AIM OF THE EXERCISE:
Report every line from the material that contains the word "page".

DATASET EXTRACT:
* * *
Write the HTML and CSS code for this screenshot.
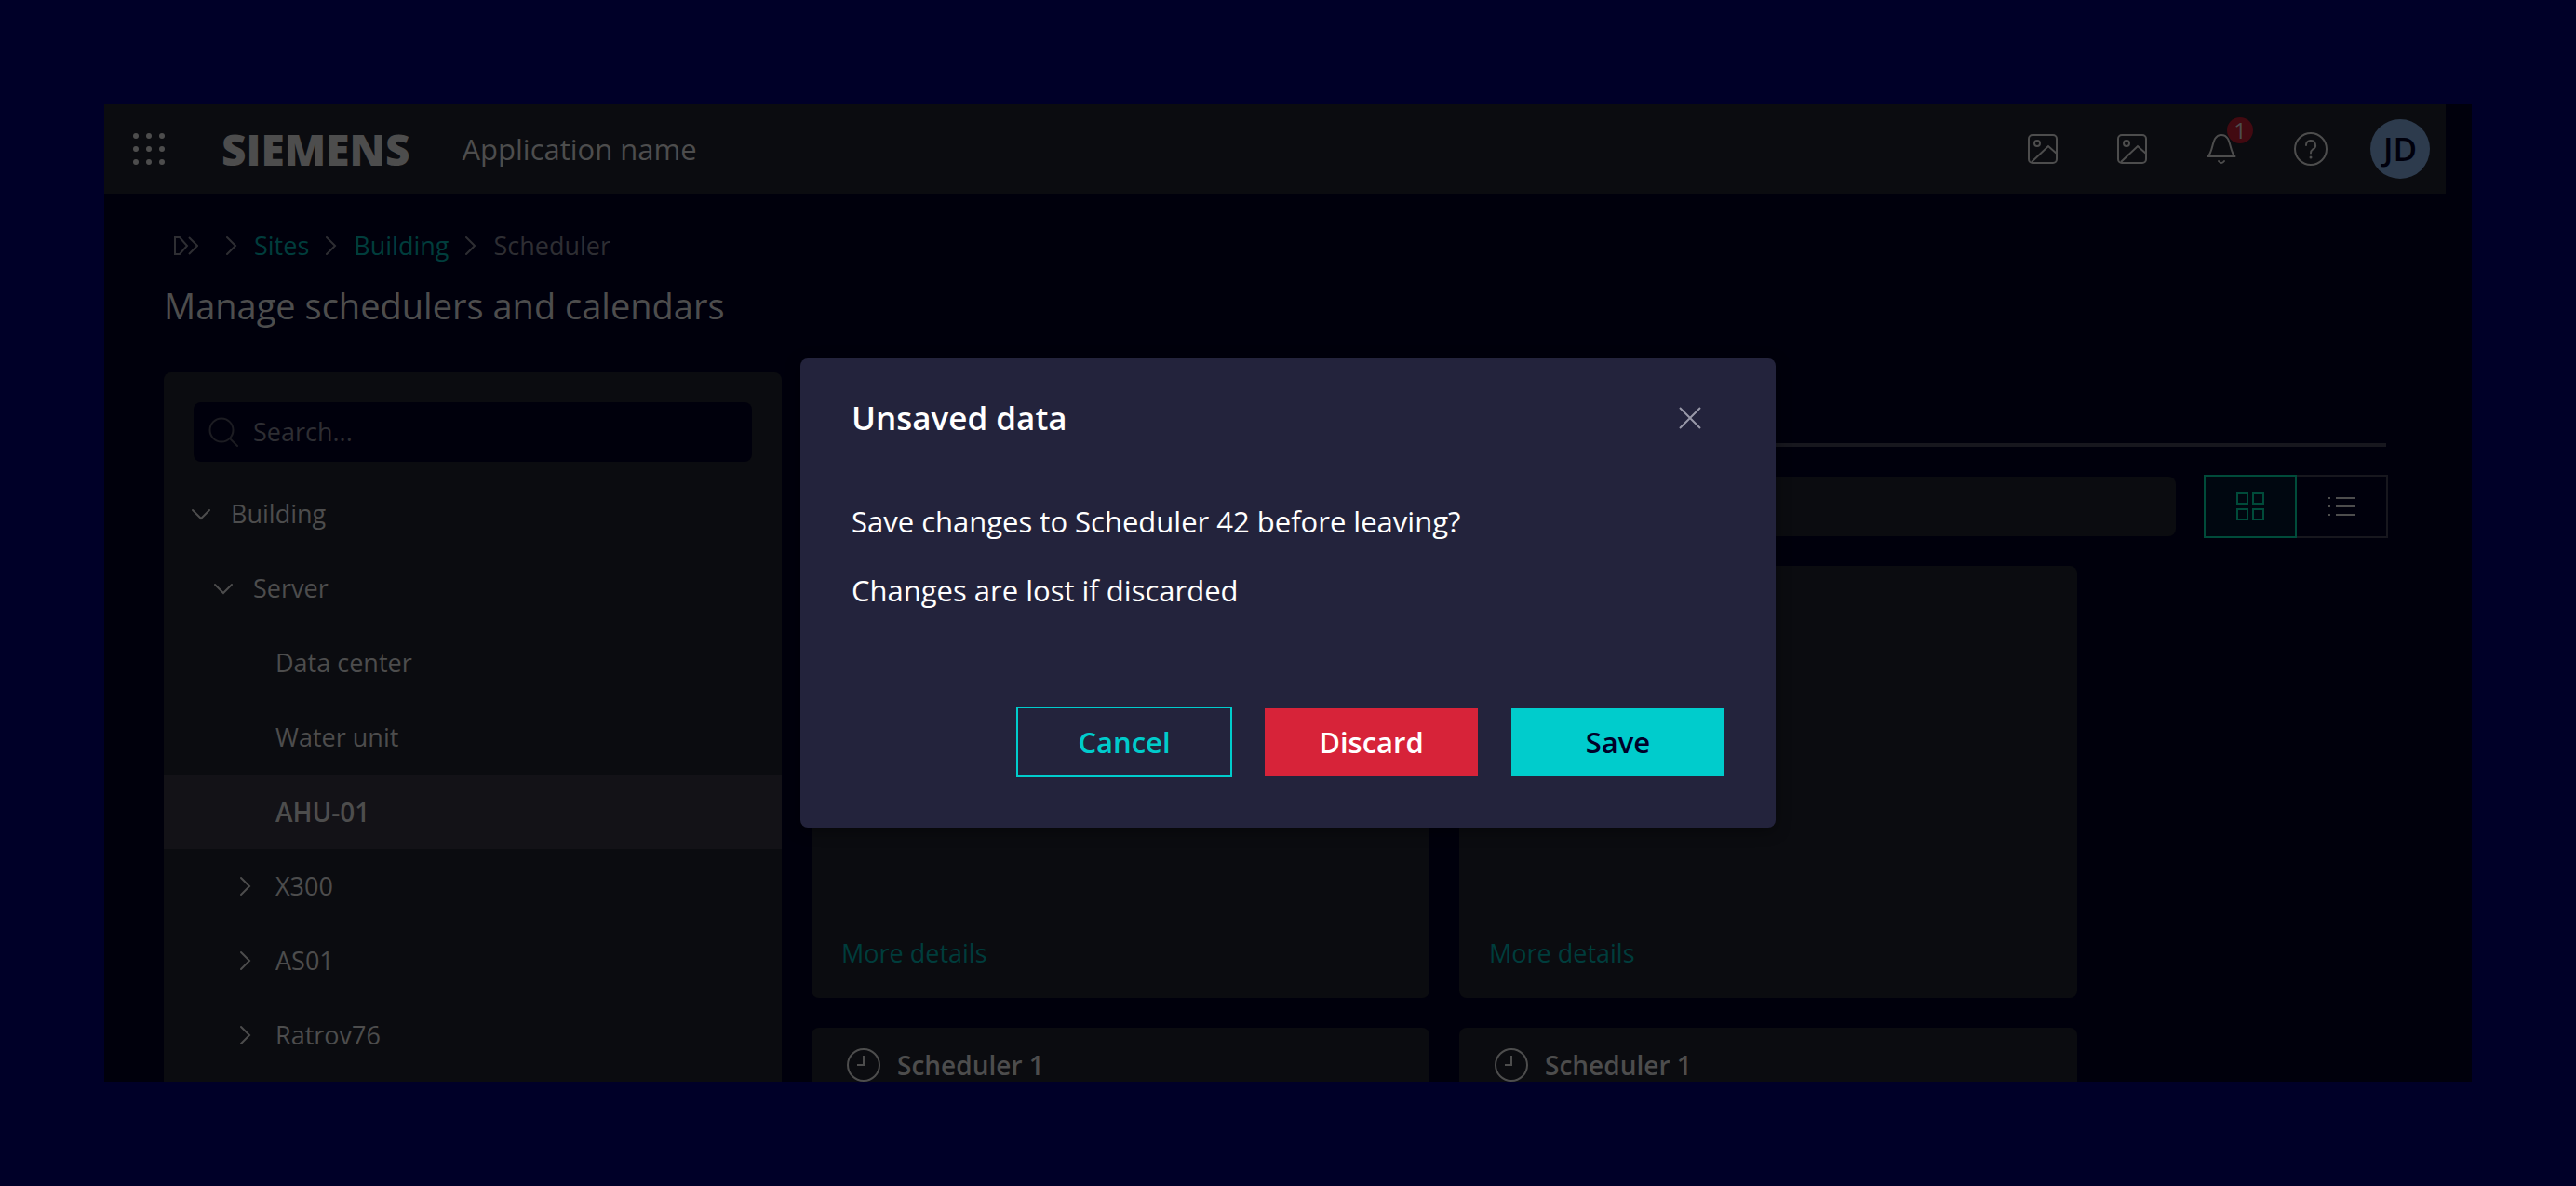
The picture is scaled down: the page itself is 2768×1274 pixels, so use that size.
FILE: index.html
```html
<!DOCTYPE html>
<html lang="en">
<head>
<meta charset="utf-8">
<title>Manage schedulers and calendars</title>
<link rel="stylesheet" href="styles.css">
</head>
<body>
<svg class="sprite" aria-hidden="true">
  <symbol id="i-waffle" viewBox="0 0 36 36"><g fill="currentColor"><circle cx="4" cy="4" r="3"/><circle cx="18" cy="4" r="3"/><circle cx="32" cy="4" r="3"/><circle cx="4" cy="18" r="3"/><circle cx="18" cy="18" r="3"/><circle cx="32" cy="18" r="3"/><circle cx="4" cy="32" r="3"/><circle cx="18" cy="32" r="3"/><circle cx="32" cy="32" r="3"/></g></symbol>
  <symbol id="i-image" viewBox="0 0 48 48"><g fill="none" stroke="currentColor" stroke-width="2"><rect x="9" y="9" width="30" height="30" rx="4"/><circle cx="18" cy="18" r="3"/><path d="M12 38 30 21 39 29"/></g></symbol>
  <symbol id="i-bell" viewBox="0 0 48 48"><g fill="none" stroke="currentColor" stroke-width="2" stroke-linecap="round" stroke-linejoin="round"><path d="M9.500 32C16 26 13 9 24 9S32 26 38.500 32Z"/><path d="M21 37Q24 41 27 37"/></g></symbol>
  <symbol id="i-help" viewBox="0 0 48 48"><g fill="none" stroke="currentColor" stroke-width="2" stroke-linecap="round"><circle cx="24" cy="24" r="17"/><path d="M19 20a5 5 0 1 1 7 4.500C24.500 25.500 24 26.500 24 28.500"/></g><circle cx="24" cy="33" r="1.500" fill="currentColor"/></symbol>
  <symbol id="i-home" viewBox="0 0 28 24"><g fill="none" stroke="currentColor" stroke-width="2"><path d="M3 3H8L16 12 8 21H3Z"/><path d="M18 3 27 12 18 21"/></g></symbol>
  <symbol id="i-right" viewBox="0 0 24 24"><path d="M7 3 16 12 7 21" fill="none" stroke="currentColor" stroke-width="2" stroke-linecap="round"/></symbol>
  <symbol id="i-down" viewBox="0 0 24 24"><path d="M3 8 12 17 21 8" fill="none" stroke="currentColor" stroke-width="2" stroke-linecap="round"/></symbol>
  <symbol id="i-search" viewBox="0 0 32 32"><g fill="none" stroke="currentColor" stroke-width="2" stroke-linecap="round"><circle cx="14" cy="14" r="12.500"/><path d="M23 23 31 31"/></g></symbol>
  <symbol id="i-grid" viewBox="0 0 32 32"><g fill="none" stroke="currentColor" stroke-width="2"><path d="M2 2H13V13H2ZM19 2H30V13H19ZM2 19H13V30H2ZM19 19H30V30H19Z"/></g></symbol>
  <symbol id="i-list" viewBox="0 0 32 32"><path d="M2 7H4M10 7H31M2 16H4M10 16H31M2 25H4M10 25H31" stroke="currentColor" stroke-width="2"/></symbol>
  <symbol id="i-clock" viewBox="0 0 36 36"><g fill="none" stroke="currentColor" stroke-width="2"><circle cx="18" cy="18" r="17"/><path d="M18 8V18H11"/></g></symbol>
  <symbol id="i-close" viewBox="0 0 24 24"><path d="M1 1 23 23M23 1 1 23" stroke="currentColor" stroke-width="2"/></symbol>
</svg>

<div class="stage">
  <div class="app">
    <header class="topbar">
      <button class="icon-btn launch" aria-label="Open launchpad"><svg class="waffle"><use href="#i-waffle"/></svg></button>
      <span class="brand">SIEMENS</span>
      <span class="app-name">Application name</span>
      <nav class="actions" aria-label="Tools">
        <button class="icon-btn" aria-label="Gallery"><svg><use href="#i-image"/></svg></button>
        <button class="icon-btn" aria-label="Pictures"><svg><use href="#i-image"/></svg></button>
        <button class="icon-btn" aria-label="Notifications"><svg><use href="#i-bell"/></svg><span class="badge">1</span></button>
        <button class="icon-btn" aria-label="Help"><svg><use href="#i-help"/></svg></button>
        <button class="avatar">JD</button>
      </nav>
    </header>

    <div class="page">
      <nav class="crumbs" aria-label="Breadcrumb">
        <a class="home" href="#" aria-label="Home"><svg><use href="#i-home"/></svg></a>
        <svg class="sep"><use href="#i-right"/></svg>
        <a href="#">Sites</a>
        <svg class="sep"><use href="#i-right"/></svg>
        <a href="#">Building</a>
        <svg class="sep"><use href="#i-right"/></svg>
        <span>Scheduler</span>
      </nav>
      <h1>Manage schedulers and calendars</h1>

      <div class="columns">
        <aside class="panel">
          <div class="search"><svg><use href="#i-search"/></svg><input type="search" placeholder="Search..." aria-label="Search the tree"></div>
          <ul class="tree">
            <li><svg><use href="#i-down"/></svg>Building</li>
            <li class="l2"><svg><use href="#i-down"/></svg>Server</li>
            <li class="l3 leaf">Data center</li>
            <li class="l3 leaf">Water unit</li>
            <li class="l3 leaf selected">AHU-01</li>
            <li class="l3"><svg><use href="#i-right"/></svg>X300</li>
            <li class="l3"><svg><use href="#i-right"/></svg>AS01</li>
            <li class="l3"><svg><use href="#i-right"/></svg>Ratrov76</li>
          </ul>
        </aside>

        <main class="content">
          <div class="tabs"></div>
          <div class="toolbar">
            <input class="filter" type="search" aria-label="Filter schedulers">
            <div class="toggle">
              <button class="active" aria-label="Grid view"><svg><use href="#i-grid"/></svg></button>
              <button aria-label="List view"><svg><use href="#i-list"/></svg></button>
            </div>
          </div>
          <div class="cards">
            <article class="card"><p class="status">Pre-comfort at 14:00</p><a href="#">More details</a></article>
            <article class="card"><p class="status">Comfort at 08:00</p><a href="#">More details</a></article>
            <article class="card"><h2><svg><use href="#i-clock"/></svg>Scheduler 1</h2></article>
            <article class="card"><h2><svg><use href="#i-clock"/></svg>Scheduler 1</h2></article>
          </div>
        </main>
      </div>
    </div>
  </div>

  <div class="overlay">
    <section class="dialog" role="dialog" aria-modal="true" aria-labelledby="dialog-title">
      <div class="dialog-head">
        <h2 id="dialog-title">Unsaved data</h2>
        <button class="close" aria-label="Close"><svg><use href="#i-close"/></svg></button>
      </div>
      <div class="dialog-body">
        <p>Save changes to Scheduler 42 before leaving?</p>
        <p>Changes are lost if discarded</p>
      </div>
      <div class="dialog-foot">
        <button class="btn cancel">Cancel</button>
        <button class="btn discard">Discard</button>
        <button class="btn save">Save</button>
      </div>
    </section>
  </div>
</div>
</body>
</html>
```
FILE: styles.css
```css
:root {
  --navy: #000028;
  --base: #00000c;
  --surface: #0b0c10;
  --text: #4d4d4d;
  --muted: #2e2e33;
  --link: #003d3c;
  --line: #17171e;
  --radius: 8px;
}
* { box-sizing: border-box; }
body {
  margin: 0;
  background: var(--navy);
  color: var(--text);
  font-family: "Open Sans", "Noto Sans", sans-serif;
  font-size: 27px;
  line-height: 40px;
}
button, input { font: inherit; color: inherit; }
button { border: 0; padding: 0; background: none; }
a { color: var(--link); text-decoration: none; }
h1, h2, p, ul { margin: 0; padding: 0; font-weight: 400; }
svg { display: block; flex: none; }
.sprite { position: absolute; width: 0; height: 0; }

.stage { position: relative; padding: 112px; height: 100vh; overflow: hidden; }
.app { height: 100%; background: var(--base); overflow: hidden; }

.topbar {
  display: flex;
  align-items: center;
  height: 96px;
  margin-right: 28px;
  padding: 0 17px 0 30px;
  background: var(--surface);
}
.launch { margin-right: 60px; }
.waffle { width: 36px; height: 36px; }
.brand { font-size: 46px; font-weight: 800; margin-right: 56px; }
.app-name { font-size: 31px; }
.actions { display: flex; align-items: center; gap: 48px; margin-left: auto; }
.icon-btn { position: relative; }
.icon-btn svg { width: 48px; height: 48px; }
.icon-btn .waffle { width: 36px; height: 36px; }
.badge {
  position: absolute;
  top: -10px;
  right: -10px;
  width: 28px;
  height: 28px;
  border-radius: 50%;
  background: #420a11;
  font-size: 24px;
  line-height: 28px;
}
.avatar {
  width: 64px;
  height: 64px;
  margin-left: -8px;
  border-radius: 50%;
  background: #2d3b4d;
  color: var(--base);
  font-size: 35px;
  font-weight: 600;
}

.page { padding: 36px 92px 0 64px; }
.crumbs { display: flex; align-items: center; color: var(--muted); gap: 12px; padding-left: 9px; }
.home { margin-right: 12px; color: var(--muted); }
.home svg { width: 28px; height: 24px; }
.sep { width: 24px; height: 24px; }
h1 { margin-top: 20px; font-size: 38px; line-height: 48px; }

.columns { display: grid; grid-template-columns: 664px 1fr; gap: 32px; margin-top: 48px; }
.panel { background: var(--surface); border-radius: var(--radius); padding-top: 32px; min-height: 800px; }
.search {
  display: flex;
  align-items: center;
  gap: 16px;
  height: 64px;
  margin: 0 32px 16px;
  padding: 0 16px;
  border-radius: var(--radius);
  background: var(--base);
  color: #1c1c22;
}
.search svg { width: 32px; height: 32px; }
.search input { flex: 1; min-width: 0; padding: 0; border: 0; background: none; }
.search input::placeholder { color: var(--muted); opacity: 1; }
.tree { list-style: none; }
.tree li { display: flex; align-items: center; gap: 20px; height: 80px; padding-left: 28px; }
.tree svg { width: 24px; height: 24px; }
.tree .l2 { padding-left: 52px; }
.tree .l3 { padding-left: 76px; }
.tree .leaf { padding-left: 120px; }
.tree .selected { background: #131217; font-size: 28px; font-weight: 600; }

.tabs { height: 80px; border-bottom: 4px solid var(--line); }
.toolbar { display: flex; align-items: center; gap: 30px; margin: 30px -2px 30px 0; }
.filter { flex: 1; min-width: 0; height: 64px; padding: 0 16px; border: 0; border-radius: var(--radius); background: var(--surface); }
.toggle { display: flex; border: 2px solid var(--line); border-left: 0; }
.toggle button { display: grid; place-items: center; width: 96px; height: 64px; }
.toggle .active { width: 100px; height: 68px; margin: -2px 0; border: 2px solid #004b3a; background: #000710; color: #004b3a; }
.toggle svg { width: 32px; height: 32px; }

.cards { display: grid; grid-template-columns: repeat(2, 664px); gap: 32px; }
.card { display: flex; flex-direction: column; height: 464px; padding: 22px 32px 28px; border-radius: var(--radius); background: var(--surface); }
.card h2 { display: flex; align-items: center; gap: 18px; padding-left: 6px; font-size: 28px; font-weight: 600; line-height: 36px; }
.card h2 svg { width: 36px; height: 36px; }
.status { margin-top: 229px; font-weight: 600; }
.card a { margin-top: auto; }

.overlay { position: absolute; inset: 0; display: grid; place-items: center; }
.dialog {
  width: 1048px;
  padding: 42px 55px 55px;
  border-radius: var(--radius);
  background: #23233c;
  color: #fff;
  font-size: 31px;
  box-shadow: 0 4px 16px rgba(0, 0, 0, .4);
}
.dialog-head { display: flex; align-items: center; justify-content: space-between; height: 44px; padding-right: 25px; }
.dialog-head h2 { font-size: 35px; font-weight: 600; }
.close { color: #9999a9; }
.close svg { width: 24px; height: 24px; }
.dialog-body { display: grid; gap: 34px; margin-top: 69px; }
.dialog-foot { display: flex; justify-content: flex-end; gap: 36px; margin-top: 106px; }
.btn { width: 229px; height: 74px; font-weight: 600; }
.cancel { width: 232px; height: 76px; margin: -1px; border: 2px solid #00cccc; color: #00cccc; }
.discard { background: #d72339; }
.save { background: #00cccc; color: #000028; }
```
* * *
SOLUTION TO THIS PROBLEM:
The picture is scaled down: the page itself is 2768×1274 pixels, so use that size.
    <div class="page">
.page { padding: 36px 92px 0 64px; }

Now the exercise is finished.